Union president Norman Seabrook said his officers don't have the training to deal with mentally ill inmates like Jason Echevarria and Bradley Ballard.

Bill Whitaker: Your men are not trained--

Norman Seabrook: And women. No, they're not trained.

Bill Whitaker: --your men and women are not trained to deal with mental illness?

Norman Seabrook: Not at all.

We asked Norman Seabrook about the internal report showing the vast majority of excessive force cases involving mentally ill inmates.

Norman Seabrook: At the end of the day shouldn't the question be, "Why didn't these individuals receive their medication, so they wouldn't attack a correction officer?" If you're talking about an inmate that has a mental health problem then certainly something set this person off.
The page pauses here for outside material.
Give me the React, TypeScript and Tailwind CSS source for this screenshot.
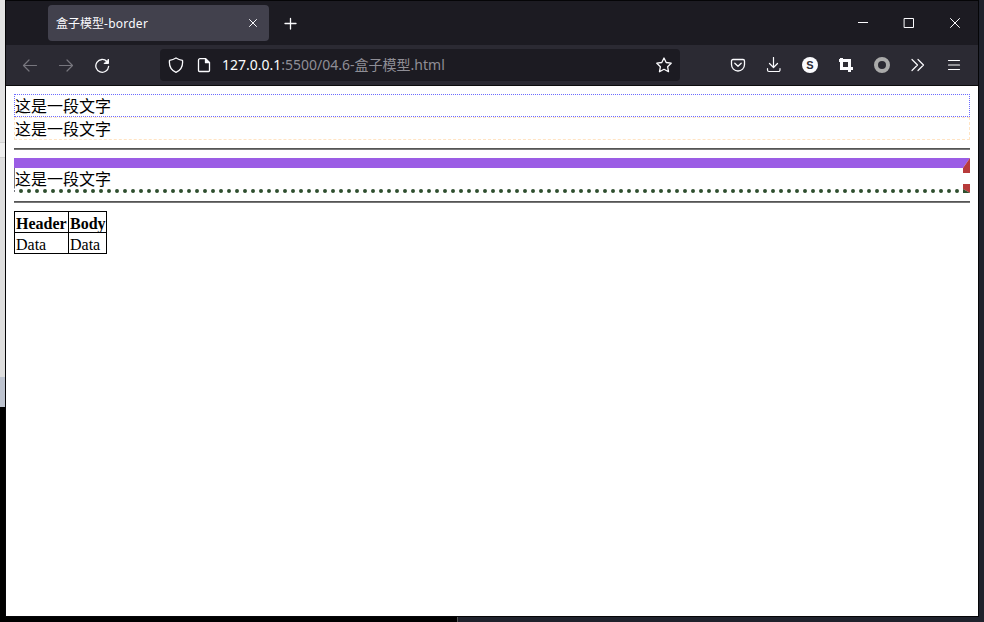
import React from "react";

const ui = "font-['Noto_Sans','Noto_Sans_CJK_SC',sans-serif]";

function Ico({ children, w = 16, c = "#fbfbfe", sw = 1.2 }: { children: React.ReactNode; w?: number; c?: string; sw?: number }) {
  return (
    <svg width={w} height={w} viewBox={`0 0 ${w} ${w}`} fill="none" stroke={c} strokeWidth={sw} strokeLinecap="round" strokeLinejoin="round" className="block shrink-0">
      {children}
    </svg>
  );
}

function TitleBar() {
  return (
    <div className="flex h-11 bg-[#1c1b22]">
      <div className="ml-[42px] mt-1 flex h-9 w-[221px] items-center rounded bg-[#42414d] pl-2 pr-2 text-[12px] text-[#fbfbfe]">
        <span className="flex-1 whitespace-nowrap pt-px">盒子模型<span className="tracking-[0.25px]">-border</span></span>
        <Ico sw={1}><path d="M4.500 4.500l7 7M11.500 4.500l-7 7" /></Ico>
      </div>
      <div className="ml-[14px] mt-[15px]"><Ico sw={1.3}><path d="M7.500 2.500v10.500M2 7.500h11" /></Ico></div>
      <div className="ml-auto mr-[15px] mt-[14px] flex gap-[30px]">
        <Ico sw={1}><path d="M3 7.500h10" strokeLinecap="butt" /></Ico>
        <Ico sw={1}><path d="M3.500 3.500h9v9h-9z" /></Ico>
        <Ico sw={1}><path d="M3.500 3.500l9 9M12.500 3.500l-9 9" /></Ico>
      </div>
    </div>
  );
}

function Toolbar() {
  return (
    <div className="flex h-10 items-center bg-[#2b2a33]">
      <div className="ml-4 flex gap-5">
        <Ico c="#77767e"><path d="M14.500 8.500H1.500M7 3L1.500 8.500L7 14" /></Ico>
        <Ico c="#77767e"><path d="M1.500 8.500h13M9 3l5.500 5.500L9 14" /></Ico>
        <Ico sw={1.3}><path d="M13 4.600A6.400 6.400 0 1 0 14.600 9.500" /><path d="M14.500 2.500v4H10.500z" fill="#fbfbfe" strokeWidth="1" /></Ico>
      </div>
      <div className="ml-[50px] flex h-8 w-[520px] items-center rounded bg-[#1c1b22] px-2">
        <Ico sw={1.3}><path d="M8 1C6 2.300 4 3 1.500 3.300C1 8 2.500 13 8 15.300C13.500 13 15 8 14.500 3.300C12 3 10 2.300 8 1z" /></Ico>
        <div className="ml-3"><Ico sw={1.3}><path d="M9.500 1.700h-5.500a1.500 1.500 0 0 0-1.500 1.500v10.300a1 1 0 0 0 1 1h9a1 1 0 0 0 1-1V5.700z" /><path d="M9.500 1.700v4h4z" fill="#fbfbfe" /></Ico></div>
        <div className="ml-[10px] flex-1 whitespace-nowrap pb-0.5 text-[14px] text-[#8f8e96]"><span className="text-[#fbfbfe]">127.0.0.1</span>:5500/04.6-盒子模型.html</div>
        <Ico sw={1.3}><path d="M8 1l2.200 4.500l5 .7l-3.600 3.500l.9 5L8 12.300l-4.500 2.400l.9-5L.8 6.200l5-.7z" /></Ico>
      </div>
      <div className="ml-auto mr-4 flex gap-5">
        <Ico sw={1.3}><path d="M3 2.500h10a1.500 1.500 0 0 1 1.500 1.500v3.500a6.500 6.500 0 0 1-13 0V4A1.500 1.500 0 0 1 3 2.500zM4.800 6.300L8 9.300l3.200-3" /></Ico>
        <Ico sw={1.2}><path d="M7.500 .5v10M3.500 6.500L7.500 10.500L11.500 6.500M1.500 11.500v1.500a1.500 1.500 0 0 0 1.500 1.500h9.500a1.500 1.500 0 0 0 1.500-1.500v-1.500" /></Ico>
        <div className="flex size-4 items-center justify-center rounded-full bg-[#fbfbfe] font-['Liberation_Sans',sans-serif] text-[11px] font-bold leading-none text-[#2b2a33]">S</div>
        <Ico sw={3}><path d="M3.500 1v10.500h11.500M1 3.500h10.500v11.500" strokeLinecap="butt" strokeLinejoin="miter" /></Ico>
        <div className="size-4 rounded-full border-[4px] border-[#aaa] bg-[#2b2a33]" />
        <Ico sw={1.2}><path d="M2 2.500l5.500 5.500l-5.500 5.500M8 2.500l5.500 5.500l-5.500 5.500" /></Ico>
        <Ico sw={1.2}><path d="M2.500 3.500h11M2.500 8h11M2.500 12.500h11" /></Ico>
      </div>
    </div>
  );
}

function MixedBorderBox() {
  return (
    <div className="relative mt-2 h-9 pl-px pt-[11px] leading-[21px]">
      <svg width="956" height="36" viewBox="0 0 956 36" className="absolute inset-0 block">
        <path d="M0.500 1v29.500M0.500 32v2" stroke="#77777f" />
        <path d="M0 0H956L949 10H0z" fill="#9b5de5" />
        <path d="M956 0V15H949V10z" fill="#b83b3b" />
        <path d="M949 26h7v9l-7-4z" fill="#b83b3b" />
        <path d="M949 31l7 4h-7z" fill="#2f4f2f" />
        <line x1="7" x2="945" y1="33" y2="33" stroke="#2f4f2f" strokeWidth="4" strokeDasharray="0 8" strokeLinecap="round" />
      </svg>
      这是一段文字
    </div>
  );
}

export default function App() {
  return (
    <div className={`flex h-[622px] w-[984px] overflow-hidden bg-[#1f222c] ${ui}`}>
      <div className="flex w-[5px] shrink-0 flex-col bg-black">
        <div className="h-[142px] bg-[#e3e3e3]" />
        <div className="h-4 border-y border-[#d0d0d0] bg-[#eee]" />
        <div className="h-[219px] bg-[#dedede]" />
        <div className="h-[30px] bg-[#bdc3cf]" />
      </div>
      <div className="flex w-[974px] shrink-0 flex-col">
        <div className="flex h-[617px] flex-col border border-[#050507] bg-white">
          <TitleBar />
          <Toolbar />
          <div className="h-px bg-[#0c0c0d]" />
          <main className="flex flex-col px-2 pt-2 font-['Liberation_Serif','Noto_Sans_CJK_SC',serif] text-[16px] text-black">
            <div className="h-[23px] border border-dotted border-[#6c6cff] pt-px leading-[21px]">这是一段文字</div>
            <div className="h-[23px] border border-dashed border-[#ffe4c4] pt-px leading-[21px]">这是一段文字</div>
            <hr className="mt-2 h-0.5 border-0 border-t border-[#555] bg-[#777]" />
            <MixedBorderBox />
            <hr className="mt-[7px] h-0.5 border-0 border-t border-[#555] bg-[#777]" />
            <table className="mt-2 w-[93px] table-fixed border-collapse leading-[17px]">
              <colgroup><col className="w-[54px]" /><col className="w-[38px]" /></colgroup>
              <tbody>
                <tr className="h-[21px]"><th className="border border-black px-px pb-0 pt-[3px] text-left">Header</th><th className="border border-black px-px pb-0 pt-[3px] text-left">Body</th></tr>
                <tr className="h-[21px]"><td className="border border-black px-px pb-0 pt-[3px]">Data</td><td className="border border-black px-px pb-0 pt-[3px]">Data</td></tr>
              </tbody>
            </table>
          </main>
        </div>
        <div className="h-[5px] w-[453px] border-r border-[#555] bg-black" />
      </div>
    </div>
  );
}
Seabrook says it's not just an issue of the mentally ill. Rikers is a dangerous place and many of his officers are assaulted every year.

Seabrook wanted to show us the conditions his officers have to contend with. But when he took us out to Rikers, Department of Correction staffers stopped us from going inside with our cameras to see the problems Seabrook is talking about. This is as far as we got - walking around the perimeter of one of the buildings with him. We wanted to talk to the commissioner of the Corrections Department about the problems at Rikers, but our three scheduled interviews all were postponed.

The city recently initiated a number of policy changes, like installing more cameras and reducing the use of solitary confinement. A federal monitor was appointed to insure the reforms are implemented. U.S. Attorney Bharara is going to hold the city to it.

Bill Whitaker: Is there a decrease in violence?

Preet Bharara: You know, it remains to be seen how much that decrease will be over time. I think the training will take some time and is happening as we speak.

Bill Whitaker: It's taken some time to build up this culture of violence.

Preet Bharara: Yes, it has.

Bill Whitaker: How long do you think it will take to unravel it?

Preet Bharara: I'm not gonna put a clock on it, but I will say that we're-- we're impatient people, and we like to see results, that's why we got involved in the first place.